How do you divide #(3.0 x 10^4)/ (7 x 10^-7) #?

1 Answer
Mar 29, 2015

I believe the question is about simplifying the number written as
#(3.0*10^4)/(7*10^-7)#
(it's a sign of multiplication, not a variable #x# in the numerator and denominator).

The answer is (approximately) #0.428571*10^11#.
It is an approximate value because a rational number #3/7# cannot be represented as a finite decimal fraction, it's "precise" value is a periodical decimal fraction with #(428571)# being a period. So, the precise decimal representation of the original number is #0.(428571)*10^11#, where the parenthesis are used to specify a period.

Now about why the answer is as specified above.
It's all about exponents. Negative exponent is used as a replacement for multiplicative inverse numbers (multiplicative inverse of #N# is #1/N#).
Thus, #10^-7# is a replacement for #1/10^7#.

It's not just a syntactical convenience, there is a very good mathematical reason for this representation based on the rules of multiplication of numbers expressed as exponents with the same base:
#A^m*A^n=A^(m+n)# and
#A^0=1#
You can learn the details of how to deal with exponential functions at Unizor by following the menu items Algebra and Exponential Functions.

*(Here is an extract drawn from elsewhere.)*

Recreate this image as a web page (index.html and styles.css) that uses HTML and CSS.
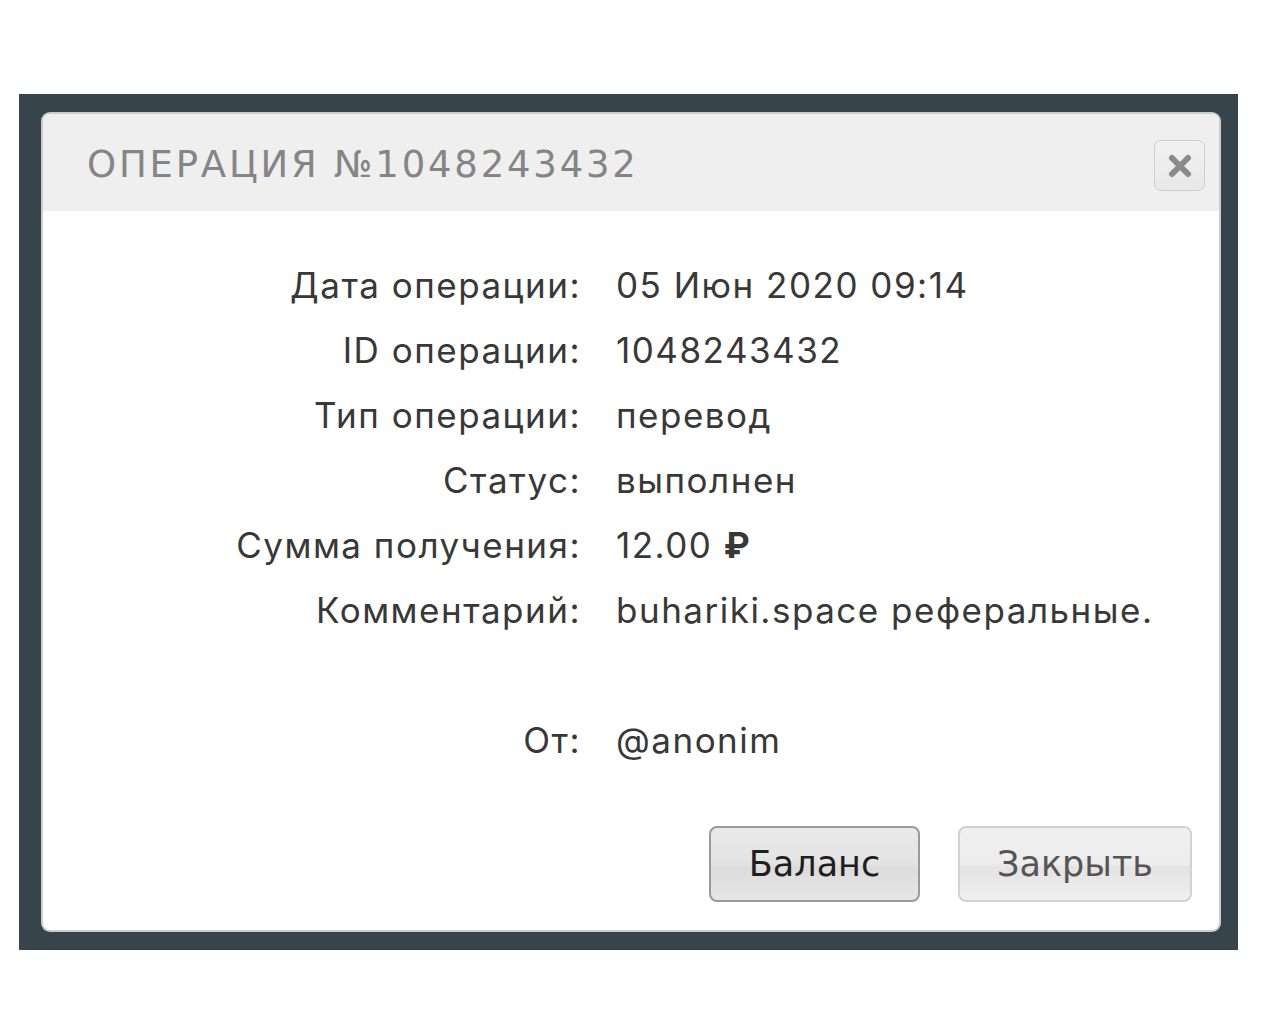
FILE: index.html
```html
<!DOCTYPE html>
<html lang="ru">
<head>
<meta charset="utf-8">
<title>Операция</title>
<link rel="stylesheet" href="styles.css">
</head>
<body>
<div class="backdrop">
  <div class="modal">
    <div class="modal-header">
      <h1 class="modal-title">ОПЕРАЦИЯ №1048243432</h1>
      <button class="close-btn" aria-label="close">
        <svg width="26" height="26" viewBox="0 0 26 26"><path d="M5 5 L21 21 M21 5 L5 21" stroke="#8a8a8a" stroke-width="6" stroke-linecap="round"/></svg>
      </button>
    </div>
    <div class="modal-body">
      <div class="row"><div class="label">Дата операции:</div><div class="value">05 Июн 2020 09:14</div></div>
      <div class="row"><div class="label">ID операции:</div><div class="value">1048243432</div></div>
      <div class="row"><div class="label">Тип операции:</div><div class="value">перевод</div></div>
      <div class="row"><div class="label">Статус:</div><div class="value">выполнен</div></div>
      <div class="row"><div class="label">Сумма получения:</div><div class="value">12.00 <span class="rub">₽</span></div></div>
      <div class="row"><div class="label">Комментарий:</div><div class="value">buhariki.space реферальные.</div></div>
      <div class="row spacer"></div>
      <div class="row"><div class="label">От:</div><div class="value">@anonim</div></div>
    </div>
    <div class="modal-footer">
      <button class="btn btn-primary">Баланс</button>
      <button class="btn btn-default">Закрыть</button>
    </div>
  </div>
</div>
</body>
</html>
```
FILE: styles.css
```css
html, body {
  margin: 0;
  padding: 0;
  background: #ffffff;
}
body {
  padding-top: 94px;
}
.backdrop {
  margin-left: 19px;
  width: 1219px;
  height: 856px;
  box-sizing: border-box;
  background: #37444c;
  padding: 20px 19px 20px 24px;
}
.modal {
  background: #ffffff;
  height: 816px;
  border-radius: 7px;
  box-shadow: 0 0 0 2px #c9cdd0;
  display: flex;
  flex-direction: column;
  overflow: hidden;
}
.modal-header {
  background: #efefef;
  height: 97px;
  display: flex;
  align-items: center;
  justify-content: space-between;
  padding: 0 14px 0 44px;
  flex-shrink: 0;
}
.modal-title {
  margin: 0;
  font-family: "DejaVu Sans", sans-serif;
  font-weight: normal;
  font-size: 37px;
  letter-spacing: 2.8px;
  color: #858585;
  padding-top: 4px;
}
.close-btn {
  width: 51px;
  height: 51px;
  border: 1px solid #cfcfcf;
  border-radius: 7px;
  background: linear-gradient(#f2f2f2, #e8e8e8);
  display: flex;
  align-items: center;
  justify-content: center;
  padding: 0;
  margin-top: 6px;
}
.modal-body {
  padding-top: 41px;
  font-family: Inter, sans-serif;
  font-size: 35px;
  letter-spacing: 1.5px;
  color: #383838;
}
.row {
  display: flex;
  height: 65px;
  align-items: center;
}
.label {
  width: 538px;
  text-align: right;
  flex-shrink: 0;
}
.value {
  padding-left: 35px;
  white-space: nowrap;
}
.rub {
  font-weight: bold;
}
.modal-footer {
  margin-top: auto;
  display: flex;
  justify-content: flex-end;
  gap: 38px;
  padding: 0 27px 28px 0;
}
.btn {
  height: 76px;
  border-radius: 8px;
  font-family: "DejaVu Sans", sans-serif;
  font-size: 35px;
  padding: 0;
}
.btn-primary {
  width: 211px;
  border: 2px solid #9a9a9a;
  background: linear-gradient(#e9e9e9 0%, #e3e3e3 50%, #dcdcdc 55%, #e6e6e6 100%);
  color: #1f1f1f;
}
.btn-default {
  width: 234px;
  border: 2px solid #d2d2d2;
  background: linear-gradient(#f0f0f0 0%, #ececec 50%, #e4e4e4 55%, #efefef 100%);
  color: #555555;
}
```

Using the above mention rule about negative exponents, you can replace #10^-7# in the denominator by #1/10^7#, which will cause having both #10^4# and #10^7# in the numerator, so the expression will look like
#(3.0*10^4*10^7)/7#,
which, in turn, using the rule of multiplication of exponential numbers with the same base #10#, can be represented as
#3/7*10^11#.

All we have to do next is to represent #3/7# as a decimal fraction, which we explained in the beginning, getting the final result
#0.(428571)*10^11#,
where the parenthesis are used to specify a periodical decimal fraction.